Q- My son is 9, and we have been struggling with severe problem behaviors for quite some time. A while ago we were given one technique to deal with his cursing. That was that every single time he cursed, I was to send him to his room. Being an untrained parent, I dutifully obeyed. If we were at the park and he cursed, we came home and he went to his room. If we were eating dinner and he cursed, he was sent to his room. If we were food shopping, we immediately left the store and he went to his room. His base time was for 5 minutes. As he was going to his room, I was to add a minute for every curse uttered.  He grew to love this, and the cursing only increased. When I mentioned to the case manager that his cursing was increasing and he was smiling while cursing, she just said that I wasn't following through with the timeout!”
 A- Based on the information you have shared, it does sound like his cursing is a way of being sent to Time Out so he can escape a situation. Typically with escape maintained behaviors the intervention is to not allow escape no matter what. Unfortunately, Time Out is one of the most misused behavioral strategies that I come across. “Time Out” is actually short for Time Out from Reinforcing Activities. In other words, if the child is engaged in something reinforcing then Time Out is likely to be effective. If they are doing something they really don’t want to do and you place them in Time Out, what just happened? They got to escape a dreadfully boring task. So in the future when they want to leave a store, stop doing a task, or get out of a demand, they will act up in order to be sent to Time Out.

Q- “I'm thinking about working for an autism organization as a line therapist this summer and am wondering if you have any advice for me. Do you like your job? How difficult or consuming is it to be a line therapist?”
A- I get many questions like this. Being an ABA therapist is definitely not a job for everyone. I love what I do, but I have seen therapists get hired and very quickly quit. It depends. Not all companies are created equally, so sometimes you can work for a company that is unprofessional, treats staff badly, and pays very little. So that could cause someone to leave the field because they think all companies are like that. How difficult the job is will depend on the training provided to you, and how much support the company gives you. Also the more you learn and as your experience grows, you will become more confident in your abilities which will also make you like the job more. Here is a helpful post for anyone interested in entering the field of ABA.

Q- “I have a 6 year old son who has high functioning autism. He is potty trained fully for the day time but we are having a difficult time taking him out of the pull-ups at night. I've google searched for social stories regarding this issue but have not found any. Do you have any stories you can share or any links you can give me?”
A- If you can’t find the kind of social story you are looking for, you can always write your own. It’s not difficult. Go to Carol Gray's website and view the information about how to make a social story and what content it needs. Include photos of your child, use language that is at his level of understanding, and start teaching him using the story. Here is a link to writing your own social stories. Good luck!

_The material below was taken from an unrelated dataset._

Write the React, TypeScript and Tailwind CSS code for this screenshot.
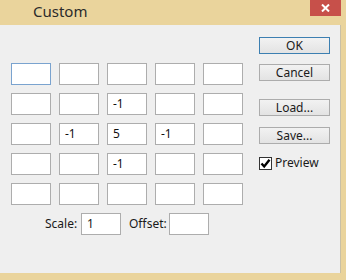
import React from "react";

const cells: string[][] = [
  ["", "", "", "", ""],
  ["", "", "-1", "", ""],
  ["", "-1", "5", "-1", ""],
  ["", "", "-1", "", ""],
  ["", "", "", "", ""],
];

function Cell({ v, focus }: { v: string; focus?: boolean }) {
  return (
    <div
      className={`w-[40px] h-[22px] bg-white border flex items-center pl-[5px] text-[12px] text-[#111] ${
        focus ? "border-[#7aa3cf]" : "border-[#adadad]"
      }`}
    >
      {v}
    </div>
  );
}

function Btn({ label, primary }: { label: string; primary?: boolean }) {
  return (
    <div
      className={`w-[71px] h-[17px] flex items-center justify-center text-[12px] text-[#1a1a1a] bg-gradient-to-b from-[#f2f2f2] to-[#e3e3e3] border ${
        primary ? "border-[#3c7fb1]" : "border-[#acacac]"
      }`}
    >
      {label}
    </div>
  );
}

export default function App() {
  return (
    <div
      className="w-[346px] h-[280px] bg-[#ead49c] flex flex-col overflow-hidden"
      style={{ fontFamily: '"Noto Sans", "Open Sans", sans-serif' }}
    >
      <div className="h-[25px] flex items-start justify-between shrink-0">
        <div className="pl-[33px] pt-[1px] text-[15px] text-[#2b2b2b] leading-[20px]">Custom</div>
        <div className="w-[31px] h-[16px] mr-[5px] bg-[#c7504a] flex items-center justify-center">
          <svg width="9" height="8" viewBox="0 0 9 8">
            <path d="M1 0.5 L8 7.5 M8 0.5 L1 7.5" stroke="#fff" strokeWidth="2" fill="none" />
          </svg>
        </div>
      </div>
      <div className="w-[341px] h-[248px] bg-[#efefef] border-r border-[#c9c0a6] flex shrink-0">
        <div className="pl-[11px] pt-[38px] flex flex-col">
          <div className="grid grid-cols-[repeat(5,40px)] gap-x-[8px] gap-y-[8px]">
            {cells.map((row, r) =>
              row.map((v, c) => <Cell key={`${r}-${c}`} v={v} focus={r === 0 && c === 0} />)
            )}
          </div>
          <div className="flex items-center mt-[8px] text-[12px] text-[#1a1a1a]">
            <span className="ml-[34px] w-[36px]">Scale:</span>
            <div className="w-[40px] h-[22px] bg-white border border-[#adadad] flex items-center pl-[5px]">1</div>
            <span className="ml-[8px] w-[40px]">Offset:</span>
            <div className="w-[40px] h-[22px] bg-white border border-[#adadad]"></div>
          </div>
        </div>
        <div className="ml-[16px] pt-[12px] flex flex-col">
          <Btn label="OK" primary />
          <div className="mt-[10px]">
            <Btn label="Cancel" />
          </div>
          <div className="mt-[18px]">
            <Btn label="Load..." />
          </div>
          <div className="mt-[11px]">
            <Btn label="Save..." />
          </div>
          <div className="mt-[10px] flex items-center text-[12px] text-[#1a1a1a]">
            <div className="w-[13px] h-[13px] bg-white border border-[#333] flex items-center justify-center">
              <svg width="11" height="11" viewBox="0 0 11 11">
                <path d="M1.5 5.5 L4.2 8.5 L9.5 1.8" stroke="#000" strokeWidth="2.4" fill="none" />
              </svg>
            </div>
            <span className="ml-[3px]">Preview</span>
          </div>
        </div>
      </div>
    </div>
  );
}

Q- “I have a heart for people, especially kids with Autism. I want to go to school but am having a hard time choosing a degree. I am creative and systematic, very much a puzzle solver and I get bored quick the same old routine everyday. Would behavioral analyst/specialist/consultant be a good career choice?”
A- If you want to become an Autism Consultant, which is a BCBA, then the BACB website lists the specific degrees required to obtain certification. In addition to a degree, you need specific coursework (which may or may not have been part of your degree program), you need to be supervised by a BCBA while you gain ABA experience, and you must pass a rigorous exam.
Oh, and if you decide to become a BCBA don’t worry about being bored. There is so much variability to the field! You can decide where you want to work, with what ages, and the daily duties change based on who your clients are. It’s definitely not a typical 9-5 job, which is what I love about it!